Mosley, 42, was arrested in June 2005 and charged with felony dogfighting after authorities raided a west Shreveport home, seized 37 pit bulls and confiscated similar equipment used in training dogs to fight. He later that year was acquitted of the charges.
Mosley has not been arrested in the latest investigation. Tim Weaver, interim director of Animal Control, said animal cruelty charges could be filed in the case.
"No one has been arrested; however, we are still working the investigation," Weaver said.
"As far as the dogs, right now we have them at the shelter. We are feeding them and giving them water."
At least four of the dogs seized had scars consistent with dogfighting, and five of the dogs were puppies, Weaver said.
Caddo Animal Control officers responded to the residence after receiving an anonymous complaint.

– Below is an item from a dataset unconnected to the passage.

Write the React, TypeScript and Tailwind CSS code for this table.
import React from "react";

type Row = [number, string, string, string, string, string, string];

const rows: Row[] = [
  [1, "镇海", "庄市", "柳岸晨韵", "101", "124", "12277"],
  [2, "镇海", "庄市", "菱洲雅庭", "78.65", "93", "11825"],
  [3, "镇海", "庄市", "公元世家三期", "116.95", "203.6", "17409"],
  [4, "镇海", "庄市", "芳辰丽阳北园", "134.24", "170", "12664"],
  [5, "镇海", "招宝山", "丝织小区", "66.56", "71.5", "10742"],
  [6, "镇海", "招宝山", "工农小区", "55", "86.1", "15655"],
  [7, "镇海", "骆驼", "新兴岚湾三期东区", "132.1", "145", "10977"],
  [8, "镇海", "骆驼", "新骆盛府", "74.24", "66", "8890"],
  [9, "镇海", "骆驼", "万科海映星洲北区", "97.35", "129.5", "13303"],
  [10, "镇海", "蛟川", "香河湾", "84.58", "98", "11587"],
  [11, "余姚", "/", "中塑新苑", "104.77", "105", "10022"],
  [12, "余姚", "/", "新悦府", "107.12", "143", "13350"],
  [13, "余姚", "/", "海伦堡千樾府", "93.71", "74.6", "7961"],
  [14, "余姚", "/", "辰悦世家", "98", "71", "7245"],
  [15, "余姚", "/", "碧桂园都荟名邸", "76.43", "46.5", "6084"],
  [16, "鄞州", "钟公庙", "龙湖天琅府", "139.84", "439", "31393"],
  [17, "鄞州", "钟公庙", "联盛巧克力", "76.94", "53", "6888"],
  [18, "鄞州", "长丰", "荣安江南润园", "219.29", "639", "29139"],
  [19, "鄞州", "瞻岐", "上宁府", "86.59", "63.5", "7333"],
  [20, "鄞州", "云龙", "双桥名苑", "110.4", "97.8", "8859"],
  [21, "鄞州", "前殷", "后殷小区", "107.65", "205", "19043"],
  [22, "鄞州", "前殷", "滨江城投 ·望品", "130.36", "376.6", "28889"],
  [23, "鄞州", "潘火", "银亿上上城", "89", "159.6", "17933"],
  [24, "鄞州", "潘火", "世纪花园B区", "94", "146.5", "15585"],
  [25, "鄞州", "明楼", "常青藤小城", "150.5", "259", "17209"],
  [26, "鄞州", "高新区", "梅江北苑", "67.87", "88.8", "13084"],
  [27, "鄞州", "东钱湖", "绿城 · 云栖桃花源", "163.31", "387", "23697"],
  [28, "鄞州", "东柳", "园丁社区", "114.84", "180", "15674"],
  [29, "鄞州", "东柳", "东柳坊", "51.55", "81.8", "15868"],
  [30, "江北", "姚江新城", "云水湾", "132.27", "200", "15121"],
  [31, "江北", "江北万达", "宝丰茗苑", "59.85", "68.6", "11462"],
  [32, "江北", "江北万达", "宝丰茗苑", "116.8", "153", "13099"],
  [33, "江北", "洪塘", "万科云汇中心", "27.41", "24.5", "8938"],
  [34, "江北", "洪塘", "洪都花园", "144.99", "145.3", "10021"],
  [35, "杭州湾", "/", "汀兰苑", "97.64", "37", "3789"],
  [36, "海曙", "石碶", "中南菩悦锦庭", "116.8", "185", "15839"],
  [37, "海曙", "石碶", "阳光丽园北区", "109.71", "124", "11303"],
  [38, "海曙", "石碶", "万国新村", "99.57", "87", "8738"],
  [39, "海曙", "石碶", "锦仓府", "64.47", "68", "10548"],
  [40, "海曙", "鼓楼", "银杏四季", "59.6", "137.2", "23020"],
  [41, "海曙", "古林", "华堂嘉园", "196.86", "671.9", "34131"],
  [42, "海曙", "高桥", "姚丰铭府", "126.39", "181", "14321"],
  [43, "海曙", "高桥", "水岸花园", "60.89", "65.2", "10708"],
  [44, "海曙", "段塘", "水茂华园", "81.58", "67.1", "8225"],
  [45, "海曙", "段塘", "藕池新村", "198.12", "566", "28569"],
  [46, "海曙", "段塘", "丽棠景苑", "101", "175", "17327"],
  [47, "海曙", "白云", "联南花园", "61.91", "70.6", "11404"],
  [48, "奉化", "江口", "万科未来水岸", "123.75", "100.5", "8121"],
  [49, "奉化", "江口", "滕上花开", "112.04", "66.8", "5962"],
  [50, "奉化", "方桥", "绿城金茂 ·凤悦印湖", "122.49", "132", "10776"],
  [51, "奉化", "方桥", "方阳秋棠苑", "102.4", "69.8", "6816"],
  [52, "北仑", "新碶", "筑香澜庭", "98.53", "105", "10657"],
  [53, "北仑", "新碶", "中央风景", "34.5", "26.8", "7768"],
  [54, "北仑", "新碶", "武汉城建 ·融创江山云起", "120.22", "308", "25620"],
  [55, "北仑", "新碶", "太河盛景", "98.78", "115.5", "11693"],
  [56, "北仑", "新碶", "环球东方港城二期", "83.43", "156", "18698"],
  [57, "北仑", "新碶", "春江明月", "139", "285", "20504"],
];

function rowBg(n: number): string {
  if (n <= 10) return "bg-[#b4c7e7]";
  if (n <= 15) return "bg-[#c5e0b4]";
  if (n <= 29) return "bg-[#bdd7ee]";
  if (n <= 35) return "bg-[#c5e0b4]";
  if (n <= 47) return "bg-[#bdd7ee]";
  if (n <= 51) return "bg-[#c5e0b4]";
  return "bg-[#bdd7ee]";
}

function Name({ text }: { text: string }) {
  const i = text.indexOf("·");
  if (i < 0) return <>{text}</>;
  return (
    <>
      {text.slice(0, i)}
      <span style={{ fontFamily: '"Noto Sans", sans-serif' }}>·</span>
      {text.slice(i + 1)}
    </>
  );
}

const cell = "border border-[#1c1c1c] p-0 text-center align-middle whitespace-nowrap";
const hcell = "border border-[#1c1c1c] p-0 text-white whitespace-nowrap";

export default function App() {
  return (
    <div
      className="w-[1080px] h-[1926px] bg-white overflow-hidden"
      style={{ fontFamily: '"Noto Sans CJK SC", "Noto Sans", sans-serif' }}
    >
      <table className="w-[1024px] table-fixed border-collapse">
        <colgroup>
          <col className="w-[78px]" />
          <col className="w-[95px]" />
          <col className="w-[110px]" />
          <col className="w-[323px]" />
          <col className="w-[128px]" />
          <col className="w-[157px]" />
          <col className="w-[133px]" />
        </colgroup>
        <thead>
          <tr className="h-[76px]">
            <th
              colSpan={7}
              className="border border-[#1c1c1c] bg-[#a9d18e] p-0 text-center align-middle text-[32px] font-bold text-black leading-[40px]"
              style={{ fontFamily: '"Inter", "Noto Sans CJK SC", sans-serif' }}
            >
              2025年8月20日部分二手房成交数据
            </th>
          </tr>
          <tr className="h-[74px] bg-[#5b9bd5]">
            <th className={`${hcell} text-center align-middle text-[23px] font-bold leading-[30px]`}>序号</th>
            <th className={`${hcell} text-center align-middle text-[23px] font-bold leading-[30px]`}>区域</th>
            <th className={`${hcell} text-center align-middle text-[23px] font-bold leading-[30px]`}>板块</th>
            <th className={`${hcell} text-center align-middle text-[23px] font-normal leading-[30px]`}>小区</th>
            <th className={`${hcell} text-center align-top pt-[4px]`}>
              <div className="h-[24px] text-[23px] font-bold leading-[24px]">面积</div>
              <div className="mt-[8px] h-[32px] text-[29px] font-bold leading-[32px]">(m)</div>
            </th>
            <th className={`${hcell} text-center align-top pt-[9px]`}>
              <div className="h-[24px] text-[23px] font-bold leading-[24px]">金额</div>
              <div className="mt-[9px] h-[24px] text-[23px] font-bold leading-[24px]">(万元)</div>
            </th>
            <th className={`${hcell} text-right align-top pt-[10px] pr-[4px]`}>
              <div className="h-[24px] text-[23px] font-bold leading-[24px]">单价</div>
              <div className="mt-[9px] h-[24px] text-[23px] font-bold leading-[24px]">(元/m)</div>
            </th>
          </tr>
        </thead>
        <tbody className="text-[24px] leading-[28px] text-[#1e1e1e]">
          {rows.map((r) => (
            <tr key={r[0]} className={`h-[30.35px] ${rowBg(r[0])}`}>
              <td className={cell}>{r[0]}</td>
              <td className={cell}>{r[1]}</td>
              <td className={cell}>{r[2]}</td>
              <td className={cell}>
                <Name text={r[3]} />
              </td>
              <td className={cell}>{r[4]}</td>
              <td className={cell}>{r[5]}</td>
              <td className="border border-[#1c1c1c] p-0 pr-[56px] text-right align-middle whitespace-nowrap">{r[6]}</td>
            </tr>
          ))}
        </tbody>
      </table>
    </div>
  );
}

No one was home.
Richard and Anna Wilmer, who live across the street from Mosley, said they were surprised to learn so many dogs were being kept on the property. However, the couple said that on several occasions the noise from the pit bulls was disturbing and annoying to those living on and around Junior Place.

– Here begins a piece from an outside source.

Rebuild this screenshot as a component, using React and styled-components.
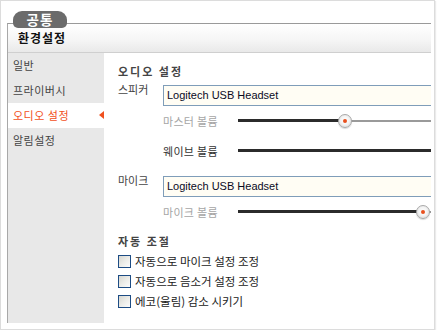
import React from 'react';
import styled, { createGlobalStyle, css } from 'styled-components';

const GlobalStyle = createGlobalStyle`
  html, body {
    margin: 0;
    padding: 0;
    background: #fff;
  }
  body {
    font-family: "Noto Sans CJK KR", "Liberation Sans", sans-serif;
    font-size: 11px;
    color: #333;
  }
`;

const Frame = styled.div`
  box-sizing: border-box;
  width: 435px;
  height: 330px;
  border: 1px solid #dcdcdc;
  box-shadow: 1px 1px 1px #ebebeb;
  padding: 22px 0 0 6px;
`;

const Panel = styled.div`
  position: relative;
  box-sizing: border-box;
  width: 424px;
  height: 300px;
  border-top: 1px solid #9a9a9a;
  border-left: 1px solid #a8a8a8;
  display: flex;
  flex-direction: column;
`;

const Tab = styled.div`
  position: absolute;
  top: -13px;
  left: 5px;
  width: 54px;
  height: 17px;
  border-radius: 9px 9px 5px 5px;
  background: #6b6b6b;
  color: #fff;
  font-weight: bold;
  font-size: 13.5px;
  line-height: 17px;
  text-align: center;
  letter-spacing: 1px;
`;

const Header = styled.div`
  height: 28px;
  flex: none;
  border-bottom: 1px solid #cfcfcf;
  background: linear-gradient(180deg, #ffffff 0%, #f6f6f6 55%, #e9e9e9 100%);
  padding-left: 10px;
  font-size: 12px;
  font-weight: bold;
  color: #111;
  line-height: 28px;
  letter-spacing: 1px;
`;

const Body = styled.div`
  flex: 1;
  display: flex;
  min-height: 0;
`;

const Sidebar = styled.div`
  width: 96px;
  flex: none;
  background: #e8e8e8;
`;

const NavItem = styled.div`
  position: relative;
  height: 25px;
  line-height: 25px;
  padding-left: 5px;
  color: #444;
  letter-spacing: 0.5px;
  ${(p) => p.$active && css`
    background: #fff;
    color: #f25022;
    &::after {
      content: '';
      position: absolute;
      right: 0;
      top: 8px;
      border-right: 5px solid #f0501e;
      border-top: 4.5px solid transparent;
      border-bottom: 4.5px solid transparent;
    }
  `}
`;

const Content = styled.div`
  flex: 1;
  overflow: hidden;
  padding: 10px 0 0 14px;
  display: flex;
  flex-direction: column;
`;

const SectionTitle = styled.div`
  font-weight: bold;
  color: #444;
  line-height: 16px;
  letter-spacing: 2px;
  margin-top: ${(p) => p.$gap || 0}px;
`;

const DeviceRow = styled.div`
  display: flex;
  align-items: flex-start;
  margin-top: ${(p) => p.$gap || 0}px;
`;

const DeviceLabel = styled.div`
  width: 45px;
  flex: none;
  line-height: 14px;
  margin-top: -3px;
  color: #444;
`;

const DeviceSelect = styled.div`
  flex: 1;
  margin-right: -20px;
  box-sizing: border-box;
  height: 21px;
  border: 1px solid #7f9db9;
  background: #fffdf4;
  font-family: "Liberation Sans", Arial, sans-serif;
  font-size: 11px;
  line-height: 19px;
  padding-left: 3px;
  color: #0a0a1e;
`;

const SliderRow = styled.div`
  display: flex;
  align-items: center;
  height: 30px;
  padding-left: 45px;
`;

const SliderLabel = styled.div`
  width: 75px;
  flex: none;
  letter-spacing: 0.3px;
  color: ${(p) => (p.$dim ? '#a5a5a5' : '#333')};
`;

const Track = styled.div`
  position: relative;
  flex: 1;
  height: 14px;
  &::before {
    content: '';
    position: absolute;
    left: 0;
    right: 0;
    top: 6px;
    height: 2px;
    background: #9a9a9a;
  }
`;

const TrackFill = styled.div`
  position: absolute;
  left: 0;
  top: 5px;
  height: 3px;
  background: #2b2b2b;
`;

const Thumb = styled.div`
  position: absolute;
  top: 0;
  width: 14px;
  height: 14px;
  margin-left: -7px;
  box-sizing: border-box;
  border-radius: 50%;
  border: 1px solid #a9a9a9;
  background: radial-gradient(circle at 50% 45%, #ffffff 0%, #f4f4f4 45%, #d0d0d0 100%);
  box-shadow: 0 1px 1px rgba(0, 0, 0, 0.15);
  &::after {
    content: '';
    position: absolute;
    left: 4px;
    top: 4px;
    width: 4px;
    height: 4px;
    border-radius: 50%;
    background: #e8501e;
  }
`;

const CheckRow = styled.label`
  display: flex;
  align-items: center;
  height: 20px;
  gap: 4px;
  font-size: 11.5px;
  color: #222;
`;

const CheckBox = styled.span`
  width: 13px;
  height: 13px;
  flex: none;
  box-sizing: border-box;
  border: 1px solid #1d4c84;
  background: linear-gradient(135deg, #d6d6d0 0%, #ecece8 50%, #fbfbfb 100%);
`;

const CheckList = styled.div`
  margin-top: 2px;
`;

const Slider = ({ label, dim, value }) => (
  <SliderRow>
    <SliderLabel $dim={dim}>{label}</SliderLabel>
    <Track>
      <TrackFill style={{ width: value == null ? '100%' : `${value}%` }} />
      {value != null && <Thumb style={{ left: `${value}%` }} />}
    </Track>
  </SliderRow>
);

const navItems = ['일반', '프라이버시', '오디오 설정', '알림설정'];
const checks = ['자동으로 마이크 설정 조정', '자동으로 음소거 설정 조정', '에코(울림) 감소 시키기'];

export default function App() {
  return (
    <>
      <GlobalStyle />
      <Frame>
        <Panel>
          <Tab>공통</Tab>
          <Header>환경설정</Header>
          <Body>
            <Sidebar>
              {navItems.map((item) => (
                <NavItem key={item} $active={item === '오디오 설정'}>{item}</NavItem>
              ))}
            </Sidebar>
            <Content>
              <SectionTitle>오디오 설정</SectionTitle>
              <DeviceRow $gap={6}>
                <DeviceLabel>스피커</DeviceLabel>
                <DeviceSelect>Logitech USB Headset</DeviceSelect>
              </DeviceRow>
              <Slider label="마스터 볼륨" dim value={55.2} />
              <Slider label="웨이브 볼륨" />
              <DeviceRow $gap={10}>
                <DeviceLabel>마이크</DeviceLabel>
                <DeviceSelect>Logitech USB Headset</DeviceSelect>
              </DeviceRow>
              <Slider label="마이크 볼륨" dim value={95.8} />
              <SectionTitle $gap={6}>자동 조절</SectionTitle>
              <CheckList>
                {checks.map((c) => (
                  <CheckRow key={c}>
                    <CheckBox />
                    {c}
                  </CheckRow>
                ))}
              </CheckList>
            </Content>
          </Body>
        </Panel>
      </Frame>
    </>
  );
}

Large barrels were used as makeshift doghouses for the animals and were spread throughout the wooded area behind Mosley's house.
"You'd see (Mosley) come home and then the dogs and the noise would start," Richard Wilmer said. "You knew just as good when he was there. I always felt like something wasn't right, and I can't help but wonder if that's why he bought that house."
Wilmer never witnessed any dogfighting but said he often noticed Mosley's vehicle and a dark-colored truck taking dogs to and from the residence.
The dogs seized were tied to extremely short chains, had no food and their water was filled with leaves and dirt, according to officials.
"No one wants dogfighting or animal cruelty in their neighborhood," Wilmer's wife, Anna, said.
Mosley, who has been with the department since Oct. 16, 2000, and Michael Tucker were arrested in 2005 when Louisiana state police busted what appeared to be a dog-training facility. Surveillance video taken during the yearlong investigation shows Mosley training a dog on a treadmill for about 20 minutes, authorities said at the time. He also was observed drying one of the dogs and placing it in the back of a red Chevrolet truck.
A Caddo jury later acquitted him, and charges against Tucker later were dismissed by a judge.
Dogfighting is illegal in all 50 states and is a felony in 48 states, including Louisiana. Law enforcement agencies throughout the country continue to crack down on the illegal operations.
Update 12/21/07: Mosley is charged with one count of dogfighting. He was booked into and released from Caddo Correctional Center after posting a $10,184 bond.
Mosley, is on paid leave, according to Chief Safety Officer Scott Wolverton. Mosley will be the subject of an internal investigation that will coincide with the criminal probe.
His arrest follows the seizure of 22 pitbull dogs from his property in the 3200 block of Junior Place in Shreveport. Caddo Animal Services also claimed as evidence a treadmill similar to those often used to build a dog's endurance, canine vitamins, amino acid and syringes.
No one was arrested initially after the search. Caddo Animal Services officers responded to Mosley's home after receiving an anonymous complaint. No one was home.
A warrant was issued for Mosley's arrest following veterinarian observation of one of the dogs, among other evidence, Parish Administrator Woody Wilson said. The Caddo Commission oversees Animal Services.
No other arrests are expected for now, Wilson said.
Animals Services said that at least four of the dogs seized show scars consistent with dogfighting.
Dogfighting is illegal in all 50 states and is a felony in 48 states, including Louisiana.